Example: Oxamic Acid

This tutorial illustrates how to use quantum chemistry calculations to generate and display molecular electron density surfaces and map electrostatic potential values to the surface. You will compare two conformers of oxamic acid. Oxamate, anion of oxamic acid is a powerful inhibitor for Plasmodium falciparum lactate dehydrogenase and thus may serve as a fragment or lead in developing novel anti-malaria drugs. The molecule has two low energy conformers that differ in the dihedral angle about the central C-C bond. These conformers are shown in the image on the right.

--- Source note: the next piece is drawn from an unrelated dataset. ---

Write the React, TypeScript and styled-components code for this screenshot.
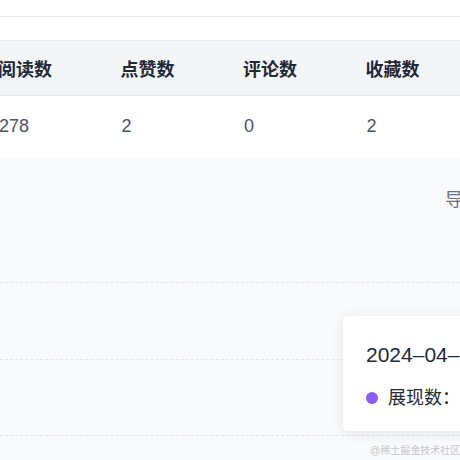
import React from 'react'
import styled, { createGlobalStyle } from 'styled-components';

const GlobalStyle = createGlobalStyle`
  html, body {
    margin: 0;
    padding: 0;
    background: #f9fafb;
    overflow: hidden;
  }
  body {
    font-family: "Liberation Sans", "Noto Sans CJK SC", sans-serif;
  }
`;

const columns = ['阅读数', '点赞数', '评论数', '收藏数', '关注数'];
const values = ['278', '2', '0', '2', '0'];

const App: React.FC = () => {
  return (
    <>
      <GlobalStyle />
      <Page>
        <TopBar />
        <Spacer />
        <Table>
          <HeadRow>
            {columns.map((c) => <HeadCell key={c}>{c}</HeadCell>)}
          </HeadRow>
          <BodyRow>
            {values.map((v, i) => <BodyCell key={i}>{v}</BodyCell>)}
          </BodyRow>
        </Table>
        <ChartSection>
          <Toolbar>
            <ExportButton>导出数据</ExportButton>
          </Toolbar>
          <ChartArea>
            <GridLine />
            <GridLine />
            <GridLine />
            <Tooltip>
              <TooltipDate>2024–04–18</TooltipDate>
              <TooltipRow>
                <Dot color="#8b5cf6" />
                <span>展现数：</span>
                <strong>218</strong>
              </TooltipRow>
            </Tooltip>
          </ChartArea>
        </ChartSection>
        <Watermark>@稀土掘金技术社区</Watermark>
      </Page>
    </>
  )
}

const Page = styled.div`
  position: relative;
  width: 540px;
  height: 460px;
  background: #f9fafb;
`;

const TopBar = styled.div`
  height: 16px;
  background: #fff;
  border-bottom: 1px solid #e5e7eb;
`;

const Spacer = styled.div`
  height: 23px;
  background: #fff;
`;

const Table = styled.div`
  background: #fff;
`;

const HeadRow = styled.div`
  display: grid;
  grid-template-columns: repeat(5, 122.5px);
  margin-left: -2px;
  height: 54px;
  align-items: center;
  background: #f4f5f7;
  border-top: 1px solid #e8eaed;
  border-bottom: 1px solid #e5e7eb;
`;

const HeadCell = styled.div`
  font-size: 18px;
  font-weight: 700;
  color: #1f2937;
`;

const BodyRow = styled.div`
  display: grid;
  grid-template-columns: repeat(5, 122.5px);
  margin-left: -1px;
  height: 61px;
  align-items: center;
`;

const BodyCell = styled.div`
  font-size: 18px;
  color: #4b5563;
`;

const ChartSection = styled.section`
  padding-top: 33px;
`;

const Toolbar = styled.div`
  display: flex;
  justify-content: flex-end;
  padding-right: 23px;
`;

const ExportButton = styled.span`
  font-size: 18px;
  line-height: 20px;
  color: #6b7280;
`;

const ChartArea = styled.div`
  position: relative;
  padding-top: 72px;
  display: flex;
  flex-direction: column;
  gap: 75.5px;
`;

const GridLine = styled.div`
  height: 0;
  border-top: 1.5px dashed #e3e5e8;
`;

const Tooltip = styled.div`
  position: absolute;
  left: 343px;
  top: 106px;
  width: 200px;
  height: 115px;
  box-sizing: border-box;
  padding: 24px 22px 0 23px;
  background: #fff;
  border-radius: 5px;
  box-shadow: 0 2px 14px rgba(0, 0, 0, 0.09);
`;

const TooltipDate = styled.div`
  font-size: 21px;
  line-height: 30px;
  color: #1f2937;
  white-space: nowrap;
`;

const TooltipRow = styled.div`
  display: flex;
  align-items: center;
  margin-top: 16px;
  font-size: 18px;
  line-height: 24px;
  color: #1f2937;
  white-space: nowrap;

  strong {
    font-weight: 700;
  }
`;

const Dot = styled.i<{ color: string }>`
  display: inline-block;
  width: 12px;
  height: 12px;
  border-radius: 50%;
  margin: 0 10px 0 0;
  background: ${({ color }) => color};
`;

const Watermark = styled.div`
  position: absolute;
  left: 370px;
  top: 444px;
  font-size: 10px;
  line-height: 14px;
  color: #c4c7cc;
  white-space: nowrap;
`;

export default App;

Your task is to calculate and display electrostatic potential of cis and trans oxamic acid. Molecular surfaces should be calculated based on optimized molecular geometries. While molecular mechanics force fields can be used to generate reasonable initial geometries, it is considered a good practice to optimize molecular geometries with quantum mechanical methods prior generation of electron molecular electrostatic potential surfaces. In this tutorial you start with previously optimized structures of cis and trans oxamic acid because optimization jobs can be time-consuming. The quantum chemistry program Gaussian was used to perform geometry optimization for the two conformers. The calculation was performed at the Moller-Plesset second order perturbation theory level with a moderate-sized basis set to describe molecular orbitals. Specifically, a 6-311+G(d,p) basis set was used which allows for some polarization of electron density on both heavy atoms and hydrogens. In computational jargon, the molecule was optimized at the MP2/6-311+G** level. The comparison of relative energies of the two conformers suggests that s-trans conformer is more stable by 1.68 kcal/mol. You can use MOLDEN to launch quantum mechanical geometry optimizations but keep in mind that optimizing a larger molecule using accurate QM methods can be very time-consuming.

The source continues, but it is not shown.